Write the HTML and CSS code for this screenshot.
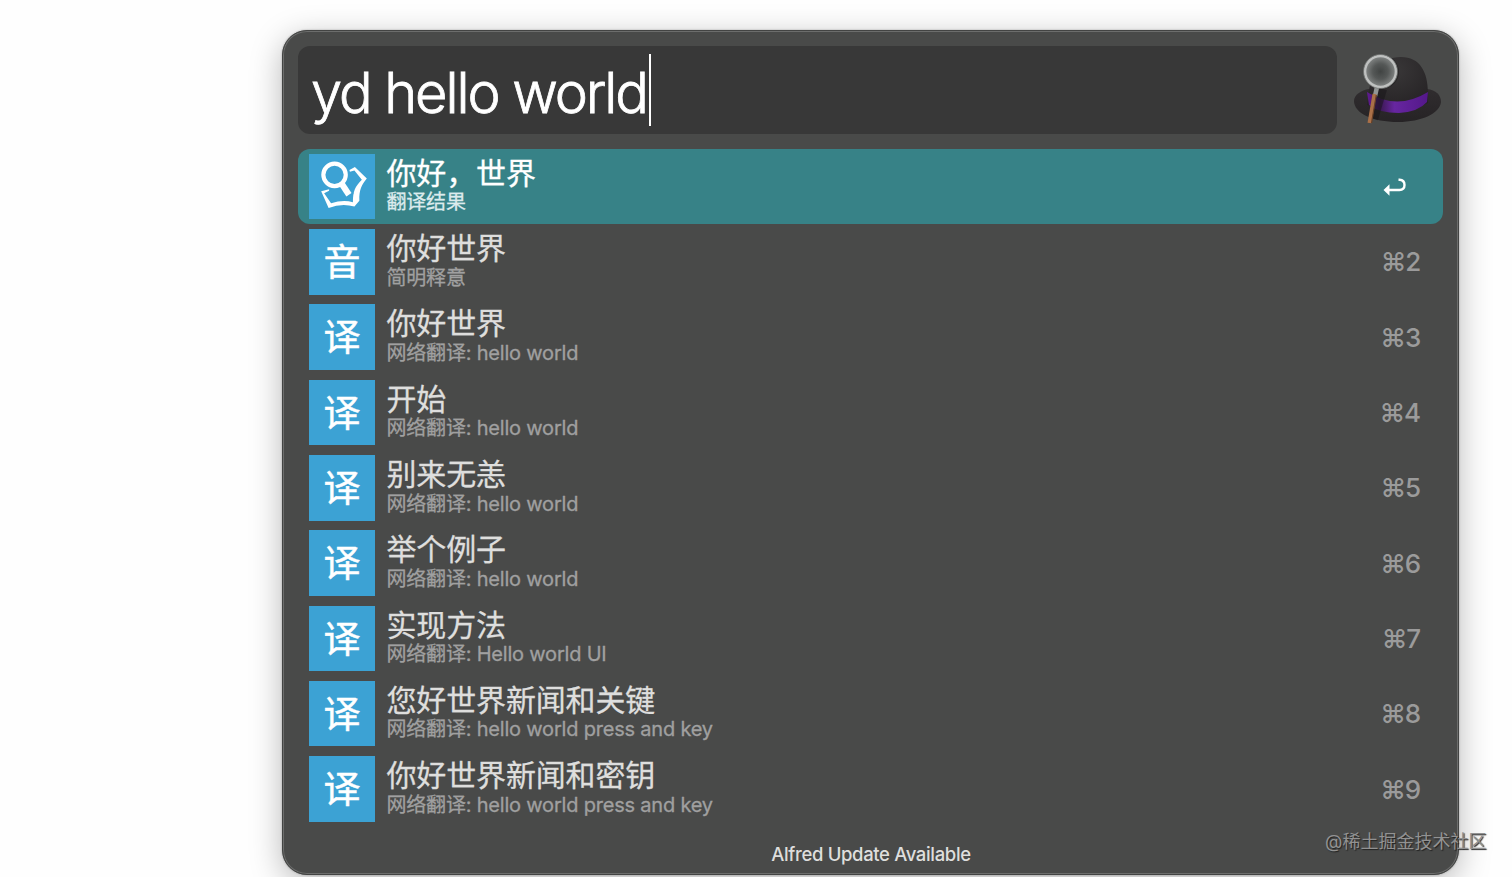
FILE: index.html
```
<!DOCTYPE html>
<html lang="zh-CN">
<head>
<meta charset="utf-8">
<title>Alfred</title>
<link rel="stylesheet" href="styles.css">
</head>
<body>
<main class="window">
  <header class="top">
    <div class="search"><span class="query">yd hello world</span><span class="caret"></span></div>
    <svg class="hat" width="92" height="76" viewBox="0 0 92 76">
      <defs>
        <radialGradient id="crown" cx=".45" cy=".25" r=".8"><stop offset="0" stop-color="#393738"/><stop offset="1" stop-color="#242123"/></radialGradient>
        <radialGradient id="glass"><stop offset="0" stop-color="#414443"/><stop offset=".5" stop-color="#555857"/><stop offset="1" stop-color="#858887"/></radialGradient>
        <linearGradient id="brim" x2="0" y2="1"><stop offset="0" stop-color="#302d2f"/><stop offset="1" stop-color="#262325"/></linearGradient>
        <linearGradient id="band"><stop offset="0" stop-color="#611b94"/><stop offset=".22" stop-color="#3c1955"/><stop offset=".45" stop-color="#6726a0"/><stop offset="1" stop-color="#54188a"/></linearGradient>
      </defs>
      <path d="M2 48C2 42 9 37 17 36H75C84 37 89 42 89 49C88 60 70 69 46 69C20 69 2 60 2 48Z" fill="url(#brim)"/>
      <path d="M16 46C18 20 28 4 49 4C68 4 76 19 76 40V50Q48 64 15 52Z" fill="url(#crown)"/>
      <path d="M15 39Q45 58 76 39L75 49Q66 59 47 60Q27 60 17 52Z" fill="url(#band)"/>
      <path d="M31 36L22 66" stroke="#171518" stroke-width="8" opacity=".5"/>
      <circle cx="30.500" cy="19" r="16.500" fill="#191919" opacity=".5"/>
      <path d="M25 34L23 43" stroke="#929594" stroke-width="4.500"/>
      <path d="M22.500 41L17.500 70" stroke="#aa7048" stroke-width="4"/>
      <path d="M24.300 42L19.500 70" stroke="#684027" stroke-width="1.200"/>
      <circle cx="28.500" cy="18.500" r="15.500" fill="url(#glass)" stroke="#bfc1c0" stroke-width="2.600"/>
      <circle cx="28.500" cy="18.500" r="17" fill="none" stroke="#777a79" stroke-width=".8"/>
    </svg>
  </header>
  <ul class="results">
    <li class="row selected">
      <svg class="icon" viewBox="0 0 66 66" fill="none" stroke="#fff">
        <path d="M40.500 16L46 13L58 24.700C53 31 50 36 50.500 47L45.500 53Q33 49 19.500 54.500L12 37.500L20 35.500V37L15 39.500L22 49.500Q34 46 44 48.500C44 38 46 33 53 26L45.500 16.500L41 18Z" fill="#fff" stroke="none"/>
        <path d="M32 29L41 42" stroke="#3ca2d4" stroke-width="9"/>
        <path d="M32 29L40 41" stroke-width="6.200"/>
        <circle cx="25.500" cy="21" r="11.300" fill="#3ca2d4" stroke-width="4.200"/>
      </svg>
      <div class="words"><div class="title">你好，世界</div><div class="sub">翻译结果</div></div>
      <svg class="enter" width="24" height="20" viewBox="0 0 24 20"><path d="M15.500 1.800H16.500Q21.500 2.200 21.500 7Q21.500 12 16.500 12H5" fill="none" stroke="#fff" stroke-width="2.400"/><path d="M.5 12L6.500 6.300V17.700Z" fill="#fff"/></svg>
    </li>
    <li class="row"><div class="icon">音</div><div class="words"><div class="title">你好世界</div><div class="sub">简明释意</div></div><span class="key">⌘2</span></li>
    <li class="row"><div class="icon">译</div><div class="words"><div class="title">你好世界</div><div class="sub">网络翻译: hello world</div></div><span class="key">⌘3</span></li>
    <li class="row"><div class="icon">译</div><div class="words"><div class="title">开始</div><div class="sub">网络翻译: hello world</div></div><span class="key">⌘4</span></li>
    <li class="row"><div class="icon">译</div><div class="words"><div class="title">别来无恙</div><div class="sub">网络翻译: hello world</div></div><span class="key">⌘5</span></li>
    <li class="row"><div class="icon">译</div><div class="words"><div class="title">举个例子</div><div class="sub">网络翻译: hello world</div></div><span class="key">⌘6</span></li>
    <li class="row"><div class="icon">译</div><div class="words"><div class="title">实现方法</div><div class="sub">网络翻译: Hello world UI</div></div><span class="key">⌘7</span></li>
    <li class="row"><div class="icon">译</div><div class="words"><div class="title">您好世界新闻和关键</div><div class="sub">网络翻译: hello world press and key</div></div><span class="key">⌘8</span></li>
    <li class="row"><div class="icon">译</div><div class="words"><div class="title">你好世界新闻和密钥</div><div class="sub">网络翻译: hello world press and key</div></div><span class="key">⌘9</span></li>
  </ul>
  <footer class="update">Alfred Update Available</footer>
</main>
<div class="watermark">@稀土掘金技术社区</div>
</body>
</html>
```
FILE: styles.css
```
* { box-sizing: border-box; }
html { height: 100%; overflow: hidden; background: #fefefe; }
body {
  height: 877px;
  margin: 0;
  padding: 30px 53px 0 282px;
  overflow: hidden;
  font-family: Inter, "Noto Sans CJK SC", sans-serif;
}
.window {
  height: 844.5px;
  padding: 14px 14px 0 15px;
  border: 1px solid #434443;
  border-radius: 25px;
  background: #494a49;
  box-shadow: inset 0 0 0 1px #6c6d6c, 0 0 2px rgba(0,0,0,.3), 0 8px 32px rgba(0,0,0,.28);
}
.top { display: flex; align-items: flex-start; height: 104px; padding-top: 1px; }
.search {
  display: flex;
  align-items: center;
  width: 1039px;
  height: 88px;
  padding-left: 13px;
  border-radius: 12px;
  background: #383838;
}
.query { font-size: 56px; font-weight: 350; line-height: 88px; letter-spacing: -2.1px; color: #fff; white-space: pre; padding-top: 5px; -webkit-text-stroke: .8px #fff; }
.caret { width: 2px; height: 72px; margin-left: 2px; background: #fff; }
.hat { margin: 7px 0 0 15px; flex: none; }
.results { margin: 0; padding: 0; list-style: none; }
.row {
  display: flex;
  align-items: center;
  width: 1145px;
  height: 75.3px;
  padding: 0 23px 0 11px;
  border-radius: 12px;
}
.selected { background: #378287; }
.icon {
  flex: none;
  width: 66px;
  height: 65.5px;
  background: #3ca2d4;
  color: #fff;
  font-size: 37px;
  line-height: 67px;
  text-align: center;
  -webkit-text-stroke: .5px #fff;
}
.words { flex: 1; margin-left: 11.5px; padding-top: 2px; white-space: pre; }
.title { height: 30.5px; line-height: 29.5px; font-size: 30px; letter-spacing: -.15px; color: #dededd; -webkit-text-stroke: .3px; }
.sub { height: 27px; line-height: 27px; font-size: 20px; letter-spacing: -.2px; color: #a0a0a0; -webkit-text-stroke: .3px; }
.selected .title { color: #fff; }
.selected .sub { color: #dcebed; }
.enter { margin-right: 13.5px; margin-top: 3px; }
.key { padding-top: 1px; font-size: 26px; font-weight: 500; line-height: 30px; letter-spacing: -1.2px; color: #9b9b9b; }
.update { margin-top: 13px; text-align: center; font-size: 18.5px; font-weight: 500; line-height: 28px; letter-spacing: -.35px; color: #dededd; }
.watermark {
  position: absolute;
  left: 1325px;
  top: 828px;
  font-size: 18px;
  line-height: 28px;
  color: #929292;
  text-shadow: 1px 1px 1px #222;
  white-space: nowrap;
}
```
^^^^^^^^
**What is required**
Without including any pictures, reproduce the listing exactly.

**Written solution**
Write the HTML and CSS code for this screenshot.
FILE: index.html
```
<!DOCTYPE html>
<html lang="zh-CN">
<head>
<meta charset="utf-8">
<title>Alfred</title>
<link rel="stylesheet" href="styles.css">
</head>
<body>
<main class="window">
  <header class="top">
    <div class="search"><span class="query">yd hello world</span><span class="caret"></span></div>
    <svg class="hat" width="92" height="76" viewBox="0 0 92 76">
      <defs>
        <radialGradient id="crown" cx=".45" cy=".25" r=".8"><stop offset="0" stop-color="#393738"/><stop offset="1" stop-color="#242123"/></radialGradient>
        <radialGradient id="glass"><stop offset="0" stop-color="#414443"/><stop offset=".5" stop-color="#555857"/><stop offset="1" stop-color="#858887"/></radialGradient>
        <linearGradient id="brim" x2="0" y2="1"><stop offset="0" stop-color="#302d2f"/><stop offset="1" stop-color="#262325"/></linearGradient>
        <linearGradient id="band"><stop offset="0" stop-color="#611b94"/><stop offset=".22" stop-color="#3c1955"/><stop offset=".45" stop-color="#6726a0"/><stop offset="1" stop-color="#54188a"/></linearGradient>
      </defs>
      <path d="M2 48C2 42 9 37 17 36H75C84 37 89 42 89 49C88 60 70 69 46 69C20 69 2 60 2 48Z" fill="url(#brim)"/>
      <path d="M16 46C18 20 28 4 49 4C68 4 76 19 76 40V50Q48 64 15 52Z" fill="url(#crown)"/>
      <path d="M15 39Q45 58 76 39L75 49Q66 59 47 60Q27 60 17 52Z" fill="url(#band)"/>
      <path d="M31 36L22 66" stroke="#171518" stroke-width="8" opacity=".5"/>
      <circle cx="30.500" cy="19" r="16.500" fill="#191919" opacity=".5"/>
      <path d="M25 34L23 43" stroke="#929594" stroke-width="4.500"/>
      <path d="M22.500 41L17.500 70" stroke="#aa7048" stroke-width="4"/>
      <path d="M24.300 42L19.500 70" stroke="#684027" stroke-width="1.200"/>
      <circle cx="28.500" cy="18.500" r="15.500" fill="url(#glass)" stroke="#bfc1c0" stroke-width="2.600"/>
      <circle cx="28.500" cy="18.500" r="17" fill="none" stroke="#777a79" stroke-width=".8"/>
    </svg>
  </header>
  <ul class="results">
    <li class="row selected">
      <svg class="icon" viewBox="0 0 66 66" fill="none" stroke="#fff">
        <path d="M40.500 16L46 13L58 24.700C53 31 50 36 50.500 47L45.500 53Q33 49 19.500 54.500L12 37.500L20 35.500V37L15 39.500L22 49.500Q34 46 44 48.500C44 38 46 33 53 26L45.500 16.500L41 18Z" fill="#fff" stroke="none"/>
        <path d="M32 29L41 42" stroke="#3ca2d4" stroke-width="9"/>
        <path d="M32 29L40 41" stroke-width="6.200"/>
        <circle cx="25.500" cy="21" r="11.300" fill="#3ca2d4" stroke-width="4.200"/>
      </svg>
      <div class="words"><div class="title">你好，世界</div><div class="sub">翻译结果</div></div>
      <svg class="enter" width="24" height="20" viewBox="0 0 24 20"><path d="M15.500 1.800H16.500Q21.500 2.200 21.500 7Q21.500 12 16.500 12H5" fill="none" stroke="#fff" stroke-width="2.400"/><path d="M.5 12L6.500 6.300V17.700Z" fill="#fff"/></svg>
    </li>
    <li class="row"><div class="icon">音</div><div class="words"><div class="title">你好世界</div><div class="sub">简明释意</div></div><span class="key">⌘2</span></li>
    <li class="row"><div class="icon">译</div><div class="words"><div class="title">你好世界</div><div class="sub">网络翻译: hello world</div></div><span class="key">⌘3</span></li>
    <li class="row"><div class="icon">译</div><div class="words"><div class="title">开始</div><div class="sub">网络翻译: hello world</div></div><span class="key">⌘4</span></li>
    <li class="row"><div class="icon">译</div><div class="words"><div class="title">别来无恙</div><div class="sub">网络翻译: hello world</div></div><span class="key">⌘5</span></li>
    <li class="row"><div class="icon">译</div><div class="words"><div class="title">举个例子</div><div class="sub">网络翻译: hello world</div></div><span class="key">⌘6</span></li>
    <li class="row"><div class="icon">译</div><div class="words"><div class="title">实现方法</div><div class="sub">网络翻译: Hello world UI</div></div><span class="key">⌘7</span></li>
    <li class="row"><div class="icon">译</div><div class="words"><div class="title">您好世界新闻和关键</div><div class="sub">网络翻译: hello world press and key</div></div><span class="key">⌘8</span></li>
    <li class="row"><div class="icon">译</div><div class="words"><div class="title">你好世界新闻和密钥</div><div class="sub">网络翻译: hello world press and key</div></div><span class="key">⌘9</span></li>
  </ul>
  <footer class="update">Alfred Update Available</footer>
</main>
<div class="watermark">@稀土掘金技术社区</div>
</body>
</html>
```
FILE: styles.css
```
* { box-sizing: border-box; }
html { height: 100%; overflow: hidden; background: #fefefe; }
body {
  height: 877px;
  margin: 0;
  padding: 30px 53px 0 282px;
  overflow: hidden;
  font-family: Inter, "Noto Sans CJK SC", sans-serif;
}
.window {
  height: 844.5px;
  padding: 14px 14px 0 15px;
  border: 1px solid #434443;
  border-radius: 25px;
  background: #494a49;
  box-shadow: inset 0 0 0 1px #6c6d6c, 0 0 2px rgba(0,0,0,.3), 0 8px 32px rgba(0,0,0,.28);
}
.top { display: flex; align-items: flex-start; height: 104px; padding-top: 1px; }
.search {
  display: flex;
  align-items: center;
  width: 1039px;
  height: 88px;
  padding-left: 13px;
  border-radius: 12px;
  background: #383838;
}
.query { font-size: 56px; font-weight: 350; line-height: 88px; letter-spacing: -2.1px; color: #fff; white-space: pre; padding-top: 5px; -webkit-text-stroke: .8px #fff; }
.caret { width: 2px; height: 72px; margin-left: 2px; background: #fff; }
.hat { margin: 7px 0 0 15px; flex: none; }
.results { margin: 0; padding: 0; list-style: none; }
.row {
  display: flex;
  align-items: center;
  width: 1145px;
  height: 75.3px;
  padding: 0 23px 0 11px;
  border-radius: 12px;
}
.selected { background: #378287; }
.icon {
  flex: none;
  width: 66px;
  height: 65.5px;
  background: #3ca2d4;
  color: #fff;
  font-size: 37px;
  line-height: 67px;
  text-align: center;
  -webkit-text-stroke: .5px #fff;
}
.words { flex: 1; margin-left: 11.5px; padding-top: 2px; white-space: pre; }
.title { height: 30.5px; line-height: 29.5px; font-size: 30px; letter-spacing: -.15px; color: #dededd; -webkit-text-stroke: .3px; }
.sub { height: 27px; line-height: 27px; font-size: 20px; letter-spacing: -.2px; color: #a0a0a0; -webkit-text-stroke: .3px; }
.selected .title { color: #fff; }
.selected .sub { color: #dcebed; }
.enter { margin-right: 13.5px; margin-top: 3px; }
.key { padding-top: 1px; font-size: 26px; font-weight: 500; line-height: 30px; letter-spacing: -1.2px; color: #9b9b9b; }
.update { margin-top: 13px; text-align: center; font-size: 18.5px; font-weight: 500; line-height: 28px; letter-spacing: -.35px; color: #dededd; }
.watermark {
  position: absolute;
  left: 1325px;
  top: 828px;
  font-size: 18px;
  line-height: 28px;
  color: #929292;
  text-shadow: 1px 1px 1px #222;
  white-space: nowrap;
}
```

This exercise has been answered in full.